Who Owns What?

   I was talking to a new client this week about music licensing opportunities for a song of his. I told him that many music supervisors for film and TV want the instrumental as well as the track with vocals. That’s one of several reasons to get an instrumental mix for any project you’re working on in the studio. Having an instrumental track to practice or perform with are two more reasons.

   The song in question had been recorded at another studio (let’s call them Studio Creepy), and my client told me that Studio Creepy said that they, not my client, owned the instrumental version of his song. This surprised me, since any work I do for clients, whether it’s recording, arranging, or even tweaking the music or lyrics, I consider a “work for hire”. You’re paying me for my services, therefore you own the final result, including the instrumental track. It’s pretty unusual for a studio to consider the instrumental track their possession, but that’s what Studio Creepy did.

   When negotiating for their services, producers often request and get a share of eventual sales, or a share of the song itself. Sometimes this is in lieu of payment, sometimes in addition to payment, but this tends to happen more with big projects funded by labels. More and more, DIY artists are recording at smaller studios like mine. These projects have smaller budgets, often funded completely by the artist. I’ve heard several cautionary tales about artists who were initially told what their project will cost, then find out somewhere along the line that the producer/engineer thinks he owns a portion of the recording. This may happen when the artist has found a licensing opportunity or other way to monetize the recording. I’ve seen sudden ownership disputes cause licensing and publishing opportunities to fall through, and I’ve even seen artists go back in the studio to re-record songs with different musicians/engineer etc. in order to ensure that they own the rights to the recording.

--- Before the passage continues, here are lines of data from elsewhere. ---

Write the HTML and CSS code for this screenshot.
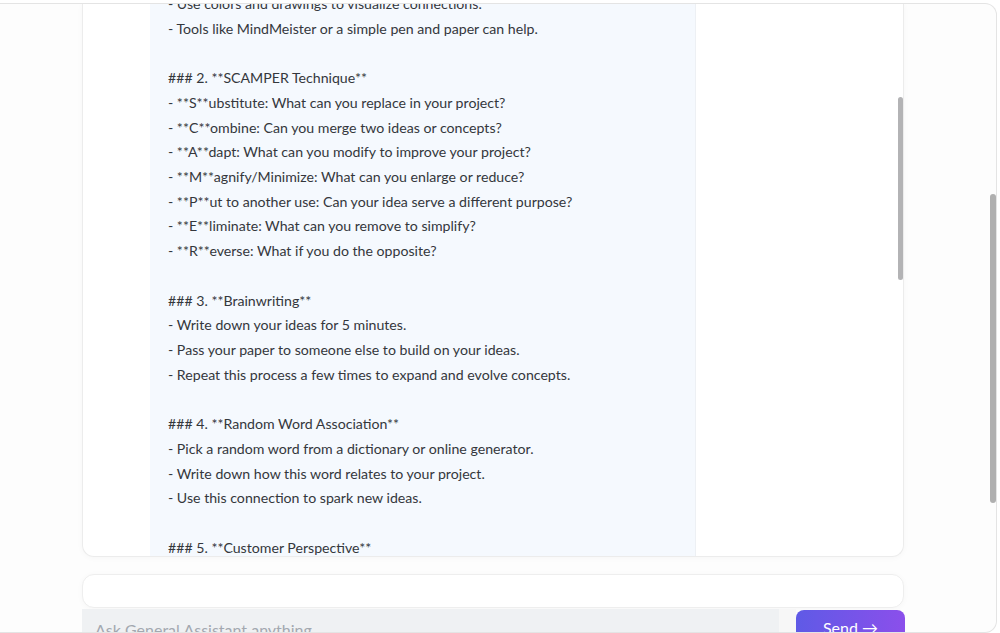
FILE: index.html
```html
<!DOCTYPE html>
<html>
<head>
<meta charset="utf-8">
<link rel="stylesheet" href="styles.css">
</head>
<body>
<div class="window">
  <div class="column">
    <div class="chat-card">
      <div class="bubble">
<div class="msg">- Use colors and drawings to visualize connections.
- Tools like MindMeister or a simple pen and paper can help.

### 2. **SCAMPER Technique**
- **S**ubstitute: What can you replace in your project?
- **C**ombine: Can you merge two ideas or concepts?
- **A**dapt: What can you modify to improve your project?
- **M**agnify/Minimize: What can you enlarge or reduce?
- **P**ut to another use: Can your idea serve a different purpose?
- **E**liminate: What can you remove to simplify?
- **R**everse: What if you do the opposite?

### 3. **Brainwriting**
- Write down your ideas for 5 minutes.
- Pass your paper to someone else to build on your ideas.
- Repeat this process a few times to expand and evolve concepts.

### 4. **Random Word Association**
- Pick a random word from a dictionary or online generator.
- Write down how this word relates to your project.
- Use this connection to spark new ideas.

### 5. **Customer Perspective**
- Imagine you are your customer.</div>
      </div>
      <div class="inner-thumb"></div>
    </div>
    <div class="input-card"></div>
    <div class="compose">
      <div class="textarea">Ask General Assistant anything</div>
      <div class="spacer"></div>
      <button class="send">Send →</button>
    </div>
  </div>
  <div class="outer-thumb"></div>
</div>
</body>
</html>
```

FILE: styles.css
```css
* { box-sizing: border-box; }
html, body { margin: 0; padding: 0; background: #ffffff; overflow: hidden; }
body { font-family: "Source Sans Pro", Lato, "Liberation Sans", sans-serif; }

.window {
  position: relative;
  margin-top: 3px;
  width: 997px;
  height: 630px;
  border: 1px solid #e4e4e4;
  border-left: none;
  border-radius: 0 12px 12px 0;
  background: #fdfdfd;
  overflow: hidden;
}

.column {
  margin-left: 82px;
  width: 822px;
  display: flex;
  flex-direction: column;
}

.chat-card {
  position: relative;
  height: 553px;
  background: #ffffff;
  border: 1px solid #ececec;
  border-top: none;
  border-radius: 0 0 12px 12px;
  box-shadow: 0 1px 6px rgba(0,0,0,0.03);
  overflow: hidden;
}

.bubble {
  margin-left: 67px;
  width: 546px;
  height: 100%;
  background: #f5f9fe;
  border-right: 1px solid #edf0f4;
  overflow: hidden;
  padding-left: 18px;
}

.msg {
  margin-top: -12px;
  white-space: pre;
  font-size: 14.15px;
  line-height: 24.72px;
  color: #34373c;
}

.inner-thumb {
  position: absolute;
  right: 0;
  top: 93px;
  width: 5px;
  height: 183px;
  border-radius: 3px;
  background: #b3b3b5;
}

.input-card {
  margin-top: 17px;
  height: 34px;
  background: #ffffff;
  border: 1px solid #eeeeee;
  border-radius: 12px;
  box-shadow: 0 1px 6px rgba(0,0,0,0.03);
}

.compose {
  margin-top: 1px;
  display: flex;
  align-items: flex-start;
  width: 823px;
}

.textarea {
  width: 697px;
  height: 40px;
  background: #eff1f3;
  color: #a3a8b0;
  font-size: 16px;
  padding: 11px 13px;
}

.spacer {
  width: 17px;
  height: 40px;
  background: #f7f7f7;
}

.send {
  margin-top: 1px;
  width: 109px;
  height: 40px;
  border: none;
  border-radius: 8px;
  background: linear-gradient(90deg, #5f5ae6, #8b4feb);
  color: #ffffff;
  font-family: inherit;
  font-size: 16px;
  padding: 0 0 6px;
  text-align: center;
}

.outer-thumb {
  position: absolute;
  left: 990px;
  top: 190px;
  width: 6px;
  height: 309px;
  border-radius: 3px;
  background: #b0b0b0;
}
```
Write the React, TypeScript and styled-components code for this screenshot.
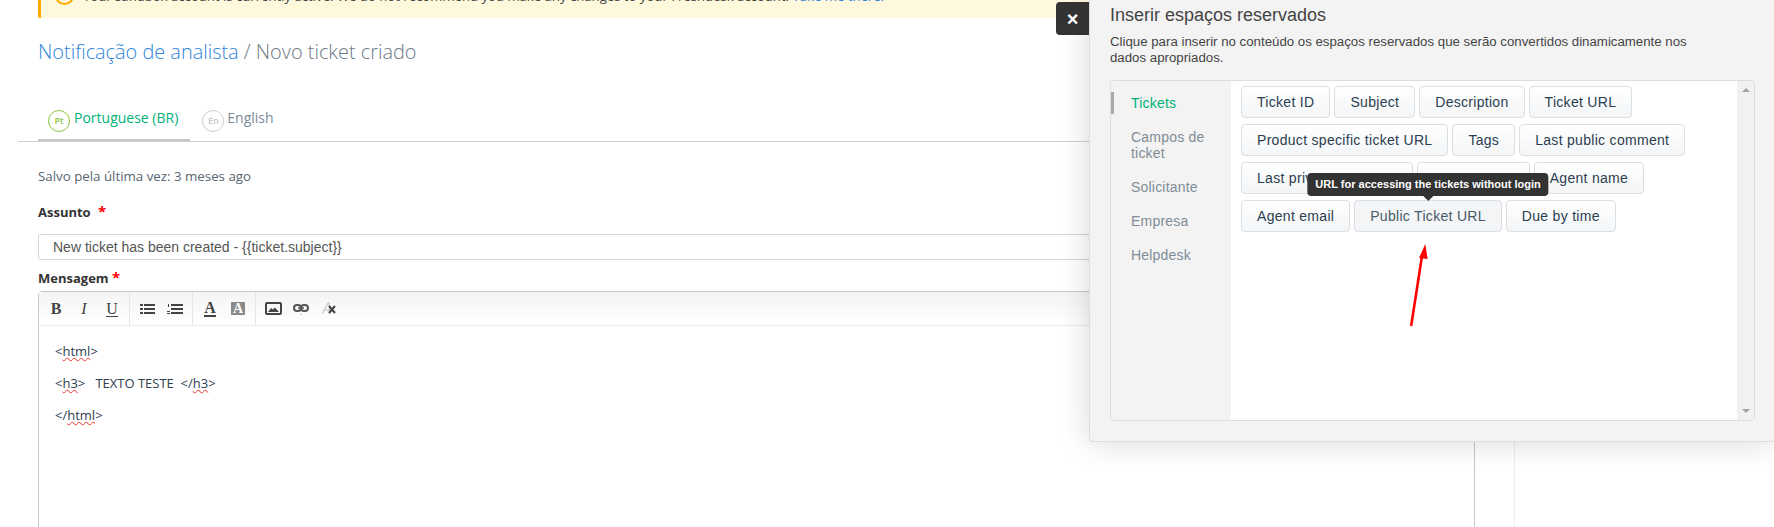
import React from "react";
import styled, { createGlobalStyle } from "styled-components";

const GlobalStyle = createGlobalStyle`
  html, body {
    margin: 0;
    padding: 0;
    background: #fff;
    font-family: "Open Sans", "Liberation Sans", sans-serif;
  }
`;

const placeholderRows = [
  "Ticket ID",
  "Subject",
  "Description",
  "Ticket URL",
  "Product specific ticket URL",
  "Tags",
  "Last public comment",
  "Last private comment",
  "Group name",
  "Agent name",
  "Agent email",
  "Public Ticket URL",
  "Due by time",
];

export default function App() {
  return (
    <>
      <GlobalStyle />
      <Page>
        <Main>
          <Banner>
            <BannerInner>
              <BannerIcon>!</BannerIcon>
              <span>
                Your sandbox account is currently active. We do not recommend you make any changes to your Freshdesk account.{" "}
                <a>Take me there.</a>
              </span>
            </BannerInner>
          </Banner>
          <Title>
            <a>Notificação de analista</a> / Novo ticket criado
          </Title>
          <Tabs>
            <Tab $active>
              <LangCircle $active>Pt</LangCircle>
              <span>Portuguese (BR)</span>
            </Tab>
            <Tab>
              <LangCircle>En</LangCircle>
              <span>English</span>
            </Tab>
          </Tabs>
          <Form>
            <Saved>Salvo pela última vez: 3 meses ago</Saved>
            <Label>
              Assunto <Star>*</Star>
            </Label>
            <Input>New ticket has been created - {"{{ticket.subject}}"}</Input>
            <Label $compact>
              Mensagem <Star $near>*</Star>
            </Label>
            <Editor>
              <Toolbar>
                <ToolGroup>
                  <Tool>
                    <Glyph $bold>B</Glyph>
                  </Tool>
                  <Tool>
                    <Glyph $italic>I</Glyph>
                  </Tool>
                  <Tool>
                    <Glyph $under>U</Glyph>
                  </Tool>
                </ToolGroup>
                <ToolGroup>
                  <Tool>
                    <svg width="15" height="10" viewBox="0 0 15 10" fill="#444">
                      <rect x="0" y="0" width="3" height="2" />
                      <rect x="4" y="0" width="11" height="2" />
                      <rect x="0" y="4" width="3" height="2" />
                      <rect x="4" y="4" width="11" height="2" />
                      <rect x="0" y="8" width="3" height="2" />
                      <rect x="4" y="8" width="11" height="2" />
                    </svg>
                  </Tool>
                  <Tool>
                    <svg width="16" height="10" viewBox="0 0 16 10" fill="#444">
                      <rect x="1" y="0" width="1" height="3" />
                      <rect x="0" y="7" width="3" height="1" />
                      <rect x="0" y="9" width="3" height="1" />
                      <rect x="4" y="0" width="12" height="2" />
                      <rect x="4" y="4" width="12" height="2" />
                      <rect x="4" y="8" width="12" height="2" />
                    </svg>
                  </Tool>
                </ToolGroup>
                <ToolGroup>
                  <Tool>
                    <Glyph $bold $bar>
                      A
                    </Glyph>
                  </Tool>
                  <Tool>
                    <FilledGlyph>A</FilledGlyph>
                  </Tool>
                </ToolGroup>
                <ToolGroup $last>
                  <Tool>
                    <svg width="17" height="13" viewBox="0 0 17 13">
                      <rect x="1" y="1" width="15" height="11" rx="1" fill="none" stroke="#444" strokeWidth="2" />
                      <path d="M3 10 L6 6 L8 7.5 L10 5.5 L14 10 Z" fill="#444" />
                    </svg>
                  </Tool>
                  <Tool>
                    <svg width="16" height="14" viewBox="0 0 16 14" fill="none">
                      <rect x="1" y="3" width="7" height="6" rx="3" stroke="#555" strokeWidth="2" />
                      <rect x="8" y="3" width="7" height="6" rx="3" stroke="#555" strokeWidth="2" />
                      <path d="M5 6 H11" stroke="#555" strokeWidth="1.5" />
                      <path d="M7 12 H9 L8 13 Z" fill="#999" />
                    </svg>
                  </Tool>
                  <Tool>
                    <svg width="16" height="13" viewBox="0 0 16 13" fill="none">
                      <path d="M1 12 L7 1 H8 L9 12 M3.5 8 H9" stroke="#bbb" strokeWidth="1" />
                      <path d="M8 4 L14 11 M14 4 L8 11" stroke="#444" strokeWidth="2" />
                    </svg>
                  </Tool>
                </ToolGroup>
              </Toolbar>
              <EditorBody>
                <p>
                  &lt;<Misspelled>html</Misspelled>&gt;
                </p>
                <p>
                  &lt;<Misspelled>h3</Misspelled>&gt;&nbsp;&nbsp; TEXTO TESTE &nbsp;&lt;/<Misspelled>h3</Misspelled>&gt;
                </p>
                <p>
                  &lt;/<Misspelled>html</Misspelled>&gt;
                </p>
              </EditorBody>
            </Editor>
          </Form>
        </Main>

        <Modal>
          <CloseButton>×</CloseButton>
          <ModalTitle>Inserir espaços reservados</ModalTitle>
          <ModalText>
            Clique para inserir no conteúdo os espaços reservados que serão convertidos dinamicamente nos dados apropriados.
          </ModalText>
          <PickerPanel>
            <PickerNav>
              <NavItem $active>Tickets</NavItem>
              <NavItem>Campos de ticket</NavItem>
              <NavItem>Solicitante</NavItem>
              <NavItem>Empresa</NavItem>
              <NavItem>Helpdesk</NavItem>
            </PickerNav>
            <PickerBody>
              {placeholderRows.map((name) => (
                <PlaceholderButton key={name} $hover={name === "Public Ticket URL"}>
                  {name}
                  {name === "Public Ticket URL" && <Tooltip>URL for accessing the tickets without login</Tooltip>}
                </PlaceholderButton>
              ))}
            </PickerBody>
            <Scrollbar>
              <ScrollArrow />
              <ScrollArrow $down />
            </Scrollbar>
          </PickerPanel>
          <RedArrow width="30" height="90" viewBox="0 0 30 90">
            <path d="M6.3 85 L17 16" stroke="#f00" strokeWidth="2.6" strokeLinecap="round" fill="none" />
            <path d="M20.3 4 L14 18 L22.6 19 Z" fill="#f00" />
          </RedArrow>
        </Modal>
      </Page>
    </>
  );
}

const Page = styled.div`
  position: relative;
  width: 1774px;
  height: 527px;
  overflow: hidden;
  background: #fff;
`;

const Main = styled.div`
  width: 1515px;
  height: 527px;
  box-sizing: border-box;
  padding-left: 18px;
  border-right: 1px solid #ececec;
`;

const Banner = styled.div`
  height: 18px;
  margin-left: 20px;
  overflow: hidden;
  background: #fef8dc;
  border-left: 3px solid #ffa800;
  border-radius: 0 0 0 2px;
`;

const BannerInner = styled.div`
  display: flex;
  align-items: center;
  gap: 9px;
  margin-top: -14px;
  padding-left: 14px;
  font-size: 13.15px;
  line-height: 18px;
  color: #444;
  white-space: nowrap;

  a {
    color: #2c7fd8;
  }
`;

const BannerIcon = styled.span`
  display: flex;
  align-items: center;
  justify-content: center;
  width: 15px;
  height: 15px;
  border: 2px solid #ffa800;
  border-radius: 50%;
  font-size: 10px;
  color: #ffa800;
`;

const Title = styled.h1`
  margin: 20px 0 0 20px;
  font-size: 19.9px;
  font-weight: 300;
  line-height: 28px;
  color: #6c7a86;
  white-space: nowrap;

  a {
    color: #2f86d9;
  }
`;

const Tabs = styled.div`
  display: flex;
  height: 33px;
  margin-top: 42px;
  padding-left: 20px;
  border-bottom: 1px solid #d0d0d0;
`;

const Tab = styled.div<{ $active?: boolean }>`
  display: flex;
  align-items: flex-start;
  gap: ${(p) => (p.$active ? "4px" : "3px")};
  box-sizing: border-box;
  height: 33px;
  padding: 2px 12px 0 10px;
  margin-right: 2px;
  font-size: 14px;
  line-height: 16px;
  color: ${(p) => (p.$active ? "#00b27a" : "#7b8a97")};
  border-bottom: 2px solid ${(p) => (p.$active ? "#c8c8c8" : "transparent")};
`;

const LangCircle = styled.span<{ $active?: boolean }>`
  display: flex;
  align-items: center;
  justify-content: center;
  box-sizing: border-box;
  width: 22px;
  height: 22px;
  border: 1px solid ${(p) => (p.$active ? "#8cc63f" : "#cfcfcf")};
  border-radius: 50%;
  font-size: 9px;
  font-weight: 600;
  color: ${(p) => (p.$active ? "#8cc63f" : "#c8c8c8")};
`;

const Form = styled.div`
  width: 1437px;
  margin-left: 20px;
`;

const Saved = styled.div`
  margin-top: 26px;
  font-size: 13.3px;
  line-height: 17px;
  color: #566570;
`;

const Label = styled.div<{ $compact?: boolean }>`
  margin-top: ${(p) => (p.$compact ? "8px" : "17px")};
  margin-bottom: ${(p) => (p.$compact ? "4px" : "13px")};
  font-size: 13px;
  font-weight: 700;
  line-height: 18px;
  color: #333;
`;

const Star = styled.span<{ $near?: boolean }>`
  margin-left: ${(p) => (p.$near ? "0" : "4px")};
  font-size: 15px;
  color: #f00;
`;

const Input = styled.div`
  box-sizing: border-box;
  height: 26px;
  padding-left: 14px;
  border: 1px solid #d5d5d5;
  border-radius: 3px;
  font-family: "Liberation Sans", Arial, sans-serif;
  font-size: 14px;
  line-height: 24px;
  color: #555;
`;

const Editor = styled.div`
  height: 300px;
  border: 1px solid #c8c8c8;
  border-radius: 4px 4px 0 0;
`;

const Toolbar = styled.div`
  display: flex;
  height: 33px;
  background: linear-gradient(#f4f4f4, #fff);
  border-bottom: 1px solid #eee;
`;

const ToolGroup = styled.div<{ $last?: boolean }>`
  display: flex;
  align-items: center;
  padding: 0 3px;
  border-right: ${(p) => (p.$last ? "none" : "1px solid #e6e6e6")};
`;

const Tool = styled.div`
  display: flex;
  align-items: center;
  justify-content: center;
  width: 28px;
  height: 28px;
`;

const Glyph = styled.span<{ $bold?: boolean; $italic?: boolean; $under?: boolean; $bar?: boolean }>`
  font-family: "Liberation Serif", serif;
  font-size: 16px;
  line-height: 15px;
  font-weight: ${(p) => (p.$bold ? 700 : 400)};
  font-style: ${(p) => (p.$italic ? "italic" : "normal")};
  color: #444;
  border-bottom: ${(p) => (p.$under || p.$bar ? `${p.$bar ? 2 : 1}px solid #444` : "none")};
`;

const FilledGlyph = styled.span`
  display: block;
  width: 14px;
  height: 13px;
  background: #8a8a8a;
  font-family: "Liberation Serif", serif;
  font-size: 14px;
  font-weight: 700;
  line-height: 13px;
  text-align: center;
  color: #fff;
`;

const EditorBody = styled.div`
  padding: 16px 16px;
  font-size: 13px;
  line-height: 18px;
  color: #2f4050;

  p {
    margin: 0 0 14px;
  }
`;

const Misspelled = styled.span`
  text-decoration: underline wavy #e33 1px;
  text-underline-offset: 1px;
`;

const Modal = styled.div`
  position: absolute;
  top: 0;
  left: 1089px;
  width: 685px;
  height: 442px;
  box-sizing: border-box;
  padding-left: 20px;
  background: #f3f3f3;
  border-left: 1px solid #ddd;
  border-bottom: 1px solid #ddd;
  border-radius: 0 0 4px 4px;
  box-shadow: 0 0 32px rgba(0, 0, 0, 0.16);
  font-family: "Liberation Sans", Arial, sans-serif;
`;

const CloseButton = styled.div`
  position: absolute;
  top: 2px;
  left: -34px;
  display: flex;
  align-items: center;
  justify-content: center;
  width: 33px;
  height: 33px;
  background: #333;
  border-radius: 4px 0 0 4px;
  font-size: 20px;
  font-weight: 700;
  line-height: 1;
  color: #fff;
`;

const ModalTitle = styled.h2`
  margin: 0;
  padding-top: 4px;
  font-size: 18px;
  font-weight: 400;
  line-height: 22px;
  color: #444;
`;

const ModalText = styled.p`
  width: 612px;
  margin: 8px 0 0;
  font-size: 13.25px;
  line-height: 16px;
  color: #444;
`;

const PickerPanel = styled.div`
  display: flex;
  box-sizing: border-box;
  width: 645px;
  height: 341px;
  margin-top: 14px;
  overflow: hidden;
  background: #fff;
  border: 1px solid #ddd;
  border-radius: 4px;
`;

const PickerNav = styled.div`
  width: 120px;
  flex-shrink: 0;
  padding-top: 11px;
  background: #f3f3f3;
`;

const NavItem = styled.div<{ $active?: boolean }>`
  box-sizing: border-box;
  width: 100%;
  padding: 3px 16px 3px 17px;
  margin-bottom: 12px;
  font-size: 14px;
  letter-spacing: 0.2px;
  line-height: 16px;
  color: ${(p) => (p.$active ? "#00b27a" : "#7f8c96")};
  border-left: 3px solid ${(p) => (p.$active ? "#aaa" : "transparent")};
`;

const PickerBody = styled.div`
  flex: 1;
  display: flex;
  flex-wrap: wrap;
  align-content: flex-start;
  gap: 6px 4px;
  padding: 5px 10px;
  min-width: 0;
`;

const PlaceholderButton = styled.div<{ $hover?: boolean }>`
  position: relative;
  box-sizing: border-box;
  height: 32px;
  padding: 0 15px;
  background: ${(p) => (p.$hover ? "#f3f5f7" : "linear-gradient(#fff, #f3f5f7)")};
  border: 1px solid #dadfe3;
  border-radius: 4px;
  font-size: 14px;
  letter-spacing: 0.3px;
  line-height: 30px;
  color: ${(p) => (p.$hover ? "#4a5a68" : "#2c3e50")};
  white-space: nowrap;
`;

const Tooltip = styled.div`
  position: absolute;
  bottom: calc(100% + 5px);
  left: 50%;
  transform: translateX(-50%);
  height: 23px;
  padding: 0 8px;
  background: #333;
  border-radius: 4px;
  font-size: 11px;
  font-weight: 700;
  letter-spacing: 0;
  line-height: 23px;
  color: #fff;

  &::after {
    content: "";
    position: absolute;
    top: 100%;
    left: 50%;
    margin-left: -5px;
    border: 5px solid transparent;
    border-bottom: 0;
    border-top-color: #333;
  }
`;

const Scrollbar = styled.div`
  display: flex;
  flex-direction: column;
  justify-content: space-between;
  align-items: center;
  width: 17px;
  flex-shrink: 0;
  padding: 7px 0;
  box-sizing: border-box;
  background: #f1f1f1;
`;

const ScrollArrow = styled.span<{ $down?: boolean }>`
  width: 0;
  height: 0;
  border-left: 4px solid transparent;
  border-right: 4px solid transparent;
  border-bottom: ${(p) => (p.$down ? "0" : "4px solid #a3a3a3")};
  border-top: ${(p) => (p.$down ? "4px solid #a3a3a3" : "0")};
`;

const RedArrow = styled.svg`
  position: absolute;
  top: 240px;
  left: 315px;
`;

    Another potential problem: sometimes an artist completes a recording, then decides afterward to add tracks or remix at another studio. To do this they need to get the original tracks from the first studio. Finding and sending the original files can take some time, so it’s very reasonable for the first studio to charge you for the time it takes to do this. But some studios simply refuse to send you your files, saying that they own part of the recording, and/or quote you an outrageous price to release your tracks.

    The solution here is simple: make sure before you embark on any recording project that you are clear with your producer or producer/engineer who will own the final master recording, including the instrumental tracks. Many studios and producer/engineers operate like I do: we consider your project a work for hire, so you own 100% of it. But there are a few creepy producer/engineers out there, and you can avoid a lot of potential stress and financial heartache by finding out exactly who owns what before you step into the studio.